--- Start ---
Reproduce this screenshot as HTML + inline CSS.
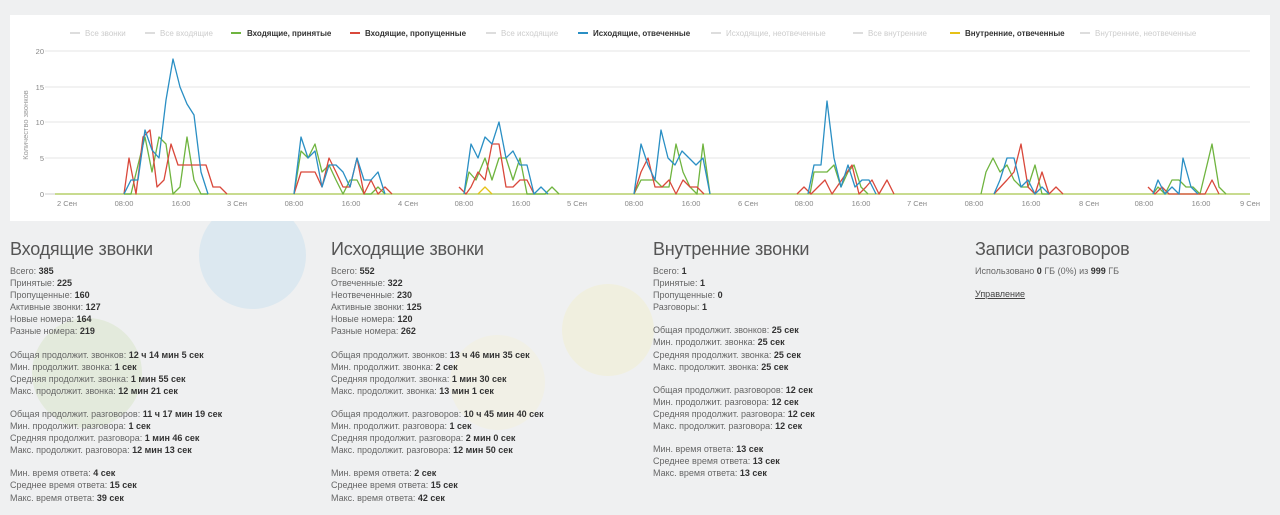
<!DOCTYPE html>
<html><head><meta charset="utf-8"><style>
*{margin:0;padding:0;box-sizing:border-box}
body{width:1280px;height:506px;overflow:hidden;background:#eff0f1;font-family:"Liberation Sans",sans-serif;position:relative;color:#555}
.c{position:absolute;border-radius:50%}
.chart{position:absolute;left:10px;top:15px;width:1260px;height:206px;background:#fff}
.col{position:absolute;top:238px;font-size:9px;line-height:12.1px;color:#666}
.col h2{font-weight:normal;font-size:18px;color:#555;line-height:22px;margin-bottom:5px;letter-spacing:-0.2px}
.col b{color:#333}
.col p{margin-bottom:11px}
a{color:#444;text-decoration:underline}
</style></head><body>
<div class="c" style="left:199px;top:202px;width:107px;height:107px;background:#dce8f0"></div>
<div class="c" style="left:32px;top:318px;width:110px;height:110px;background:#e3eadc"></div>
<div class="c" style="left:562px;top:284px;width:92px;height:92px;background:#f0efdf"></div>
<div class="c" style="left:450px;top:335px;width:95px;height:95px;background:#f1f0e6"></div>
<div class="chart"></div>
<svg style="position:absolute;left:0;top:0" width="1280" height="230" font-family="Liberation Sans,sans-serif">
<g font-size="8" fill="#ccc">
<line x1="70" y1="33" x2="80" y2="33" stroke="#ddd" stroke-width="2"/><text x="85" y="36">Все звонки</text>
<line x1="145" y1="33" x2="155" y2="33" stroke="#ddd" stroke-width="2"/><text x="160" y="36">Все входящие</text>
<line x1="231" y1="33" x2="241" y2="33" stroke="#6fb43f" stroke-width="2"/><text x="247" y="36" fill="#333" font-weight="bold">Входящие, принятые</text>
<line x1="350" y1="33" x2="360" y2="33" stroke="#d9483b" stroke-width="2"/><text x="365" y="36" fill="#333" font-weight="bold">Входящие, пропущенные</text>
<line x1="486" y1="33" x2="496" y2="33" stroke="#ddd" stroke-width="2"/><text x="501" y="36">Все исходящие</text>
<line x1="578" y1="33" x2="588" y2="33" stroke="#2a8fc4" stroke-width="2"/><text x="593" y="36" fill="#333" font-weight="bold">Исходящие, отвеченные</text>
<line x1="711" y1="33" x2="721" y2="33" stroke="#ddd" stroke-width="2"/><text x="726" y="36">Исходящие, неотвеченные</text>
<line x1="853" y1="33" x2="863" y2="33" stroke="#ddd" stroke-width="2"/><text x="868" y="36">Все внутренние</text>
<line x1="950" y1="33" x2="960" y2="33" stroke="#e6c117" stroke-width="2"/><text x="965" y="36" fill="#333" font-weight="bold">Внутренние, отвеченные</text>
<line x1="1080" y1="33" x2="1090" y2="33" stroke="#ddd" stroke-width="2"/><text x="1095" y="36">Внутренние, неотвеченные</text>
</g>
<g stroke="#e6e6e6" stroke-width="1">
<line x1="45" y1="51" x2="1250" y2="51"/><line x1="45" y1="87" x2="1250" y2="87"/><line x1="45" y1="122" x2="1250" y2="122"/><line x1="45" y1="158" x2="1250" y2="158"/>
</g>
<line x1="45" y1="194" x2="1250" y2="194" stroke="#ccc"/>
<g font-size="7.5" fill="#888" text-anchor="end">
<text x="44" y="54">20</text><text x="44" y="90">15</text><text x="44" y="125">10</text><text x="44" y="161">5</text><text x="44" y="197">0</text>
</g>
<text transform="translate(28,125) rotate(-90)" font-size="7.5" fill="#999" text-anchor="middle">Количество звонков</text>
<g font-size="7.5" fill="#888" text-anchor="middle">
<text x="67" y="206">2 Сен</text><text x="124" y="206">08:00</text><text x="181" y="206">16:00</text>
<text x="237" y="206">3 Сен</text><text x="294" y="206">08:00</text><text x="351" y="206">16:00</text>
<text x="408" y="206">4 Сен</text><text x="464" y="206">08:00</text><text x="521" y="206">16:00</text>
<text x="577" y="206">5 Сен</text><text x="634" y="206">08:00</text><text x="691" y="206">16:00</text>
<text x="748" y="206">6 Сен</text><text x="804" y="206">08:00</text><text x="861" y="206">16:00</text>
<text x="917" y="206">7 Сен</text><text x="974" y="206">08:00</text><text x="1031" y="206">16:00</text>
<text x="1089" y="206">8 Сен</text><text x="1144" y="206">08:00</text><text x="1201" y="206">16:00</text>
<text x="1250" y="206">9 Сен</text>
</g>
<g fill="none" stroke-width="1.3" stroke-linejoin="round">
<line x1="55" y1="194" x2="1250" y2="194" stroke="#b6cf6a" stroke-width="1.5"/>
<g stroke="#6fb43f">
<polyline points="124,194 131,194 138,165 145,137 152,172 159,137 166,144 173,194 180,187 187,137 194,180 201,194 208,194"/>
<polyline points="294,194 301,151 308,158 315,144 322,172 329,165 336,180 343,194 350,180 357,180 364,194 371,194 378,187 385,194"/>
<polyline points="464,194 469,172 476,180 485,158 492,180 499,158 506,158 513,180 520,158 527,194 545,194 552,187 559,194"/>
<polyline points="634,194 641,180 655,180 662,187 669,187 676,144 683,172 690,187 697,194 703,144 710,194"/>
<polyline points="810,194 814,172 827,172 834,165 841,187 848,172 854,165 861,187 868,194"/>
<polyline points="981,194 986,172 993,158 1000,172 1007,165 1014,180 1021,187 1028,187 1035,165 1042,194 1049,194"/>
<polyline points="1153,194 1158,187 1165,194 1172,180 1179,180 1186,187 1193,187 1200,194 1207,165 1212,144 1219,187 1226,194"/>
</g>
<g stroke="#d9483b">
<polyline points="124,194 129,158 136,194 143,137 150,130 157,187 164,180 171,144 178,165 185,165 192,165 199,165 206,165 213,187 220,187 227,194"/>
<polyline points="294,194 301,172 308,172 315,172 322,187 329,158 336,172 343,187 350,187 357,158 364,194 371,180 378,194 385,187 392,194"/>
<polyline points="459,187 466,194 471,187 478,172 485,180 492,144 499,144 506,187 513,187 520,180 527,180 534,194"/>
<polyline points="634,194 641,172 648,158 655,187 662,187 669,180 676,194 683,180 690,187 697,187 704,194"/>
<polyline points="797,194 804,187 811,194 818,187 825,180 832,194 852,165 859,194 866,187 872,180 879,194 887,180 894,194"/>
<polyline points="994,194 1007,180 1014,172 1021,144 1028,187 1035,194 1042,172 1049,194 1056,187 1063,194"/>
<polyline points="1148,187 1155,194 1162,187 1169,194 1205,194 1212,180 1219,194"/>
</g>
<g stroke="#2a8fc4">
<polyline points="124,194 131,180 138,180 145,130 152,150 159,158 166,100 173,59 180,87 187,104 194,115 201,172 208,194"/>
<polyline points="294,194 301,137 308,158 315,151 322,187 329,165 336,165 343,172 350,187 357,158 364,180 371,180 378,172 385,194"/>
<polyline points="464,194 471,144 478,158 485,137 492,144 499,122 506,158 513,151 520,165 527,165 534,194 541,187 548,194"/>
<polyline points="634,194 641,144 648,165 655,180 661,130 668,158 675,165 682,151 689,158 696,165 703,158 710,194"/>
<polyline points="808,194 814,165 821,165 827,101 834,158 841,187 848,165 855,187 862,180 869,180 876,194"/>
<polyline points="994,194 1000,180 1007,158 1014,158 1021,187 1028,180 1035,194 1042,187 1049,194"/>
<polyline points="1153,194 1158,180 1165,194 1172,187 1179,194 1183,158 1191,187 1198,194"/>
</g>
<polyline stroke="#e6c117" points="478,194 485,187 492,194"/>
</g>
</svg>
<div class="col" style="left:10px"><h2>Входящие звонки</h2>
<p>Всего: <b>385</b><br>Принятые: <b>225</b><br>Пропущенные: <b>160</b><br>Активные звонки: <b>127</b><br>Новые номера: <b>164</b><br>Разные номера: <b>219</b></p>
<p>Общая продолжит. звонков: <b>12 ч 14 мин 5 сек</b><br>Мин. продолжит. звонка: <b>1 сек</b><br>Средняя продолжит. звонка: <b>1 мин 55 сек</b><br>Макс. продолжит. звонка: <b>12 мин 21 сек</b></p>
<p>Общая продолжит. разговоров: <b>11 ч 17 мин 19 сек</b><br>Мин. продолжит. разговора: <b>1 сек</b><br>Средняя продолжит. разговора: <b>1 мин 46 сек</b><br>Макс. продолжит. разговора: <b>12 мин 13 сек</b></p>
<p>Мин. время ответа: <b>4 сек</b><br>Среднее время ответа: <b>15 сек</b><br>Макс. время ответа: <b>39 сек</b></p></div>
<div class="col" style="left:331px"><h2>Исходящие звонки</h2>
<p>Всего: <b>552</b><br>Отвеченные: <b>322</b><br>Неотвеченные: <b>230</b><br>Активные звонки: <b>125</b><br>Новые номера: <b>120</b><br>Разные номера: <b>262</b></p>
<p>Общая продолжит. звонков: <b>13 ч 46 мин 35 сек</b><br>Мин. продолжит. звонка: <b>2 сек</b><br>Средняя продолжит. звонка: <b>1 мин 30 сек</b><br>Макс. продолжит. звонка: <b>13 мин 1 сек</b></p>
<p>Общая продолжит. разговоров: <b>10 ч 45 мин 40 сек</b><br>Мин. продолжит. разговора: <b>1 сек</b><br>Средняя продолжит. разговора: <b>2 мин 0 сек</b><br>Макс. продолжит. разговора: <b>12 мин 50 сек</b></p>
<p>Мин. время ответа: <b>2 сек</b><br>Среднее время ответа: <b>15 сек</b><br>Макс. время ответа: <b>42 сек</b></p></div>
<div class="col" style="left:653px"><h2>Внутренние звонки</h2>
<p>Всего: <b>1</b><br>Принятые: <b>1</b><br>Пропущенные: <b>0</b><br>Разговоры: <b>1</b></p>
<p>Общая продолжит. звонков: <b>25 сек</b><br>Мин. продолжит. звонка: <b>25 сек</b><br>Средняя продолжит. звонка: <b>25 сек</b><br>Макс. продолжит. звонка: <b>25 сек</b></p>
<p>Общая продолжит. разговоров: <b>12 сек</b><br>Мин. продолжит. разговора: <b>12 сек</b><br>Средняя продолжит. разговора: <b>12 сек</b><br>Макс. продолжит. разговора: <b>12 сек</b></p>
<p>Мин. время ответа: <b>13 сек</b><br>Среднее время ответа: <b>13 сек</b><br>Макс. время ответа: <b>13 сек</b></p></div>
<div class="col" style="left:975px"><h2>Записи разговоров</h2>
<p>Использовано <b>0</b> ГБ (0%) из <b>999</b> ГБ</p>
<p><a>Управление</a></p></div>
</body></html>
--- End ---
--- Start ---
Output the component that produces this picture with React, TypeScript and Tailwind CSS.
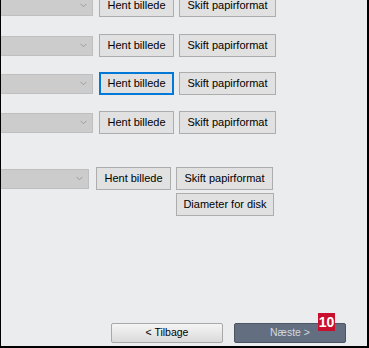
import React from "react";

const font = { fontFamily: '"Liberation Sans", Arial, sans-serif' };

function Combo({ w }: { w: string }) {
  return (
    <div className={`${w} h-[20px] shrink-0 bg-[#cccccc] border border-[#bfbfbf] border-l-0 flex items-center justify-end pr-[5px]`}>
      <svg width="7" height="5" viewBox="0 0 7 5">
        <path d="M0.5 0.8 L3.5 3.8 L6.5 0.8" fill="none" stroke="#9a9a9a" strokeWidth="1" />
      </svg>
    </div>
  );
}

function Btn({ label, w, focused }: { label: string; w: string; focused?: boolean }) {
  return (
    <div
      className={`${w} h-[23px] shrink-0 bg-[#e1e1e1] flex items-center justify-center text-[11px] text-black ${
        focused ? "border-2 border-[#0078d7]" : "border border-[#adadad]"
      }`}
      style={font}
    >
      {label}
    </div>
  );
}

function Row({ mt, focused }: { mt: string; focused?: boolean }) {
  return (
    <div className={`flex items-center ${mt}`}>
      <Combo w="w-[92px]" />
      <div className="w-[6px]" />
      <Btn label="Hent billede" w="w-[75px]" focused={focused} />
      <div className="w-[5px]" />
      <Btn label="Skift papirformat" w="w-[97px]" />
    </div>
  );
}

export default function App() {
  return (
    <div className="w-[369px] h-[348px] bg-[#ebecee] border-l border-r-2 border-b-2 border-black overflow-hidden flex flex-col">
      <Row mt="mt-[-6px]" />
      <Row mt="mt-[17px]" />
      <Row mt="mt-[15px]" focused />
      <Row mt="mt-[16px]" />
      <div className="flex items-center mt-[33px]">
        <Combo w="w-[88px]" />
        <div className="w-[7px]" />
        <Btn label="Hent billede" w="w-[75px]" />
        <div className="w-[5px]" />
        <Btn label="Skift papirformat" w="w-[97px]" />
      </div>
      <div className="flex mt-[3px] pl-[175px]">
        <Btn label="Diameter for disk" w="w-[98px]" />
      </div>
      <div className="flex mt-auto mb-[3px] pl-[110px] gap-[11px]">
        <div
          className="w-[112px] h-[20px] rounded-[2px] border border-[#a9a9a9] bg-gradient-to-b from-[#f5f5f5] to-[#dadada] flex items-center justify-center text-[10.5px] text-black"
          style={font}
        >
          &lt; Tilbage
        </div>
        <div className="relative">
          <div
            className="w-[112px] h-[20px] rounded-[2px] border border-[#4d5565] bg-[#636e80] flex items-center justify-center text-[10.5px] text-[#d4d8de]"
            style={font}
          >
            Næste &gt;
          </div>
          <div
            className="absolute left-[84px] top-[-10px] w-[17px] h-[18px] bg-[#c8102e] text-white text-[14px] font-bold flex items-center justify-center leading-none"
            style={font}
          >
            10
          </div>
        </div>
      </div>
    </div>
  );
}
--- End ---
TASK BRIEF - Find and count the lines of the data that include the string "this", and report that figure by itself.

RESULT BELOW - 2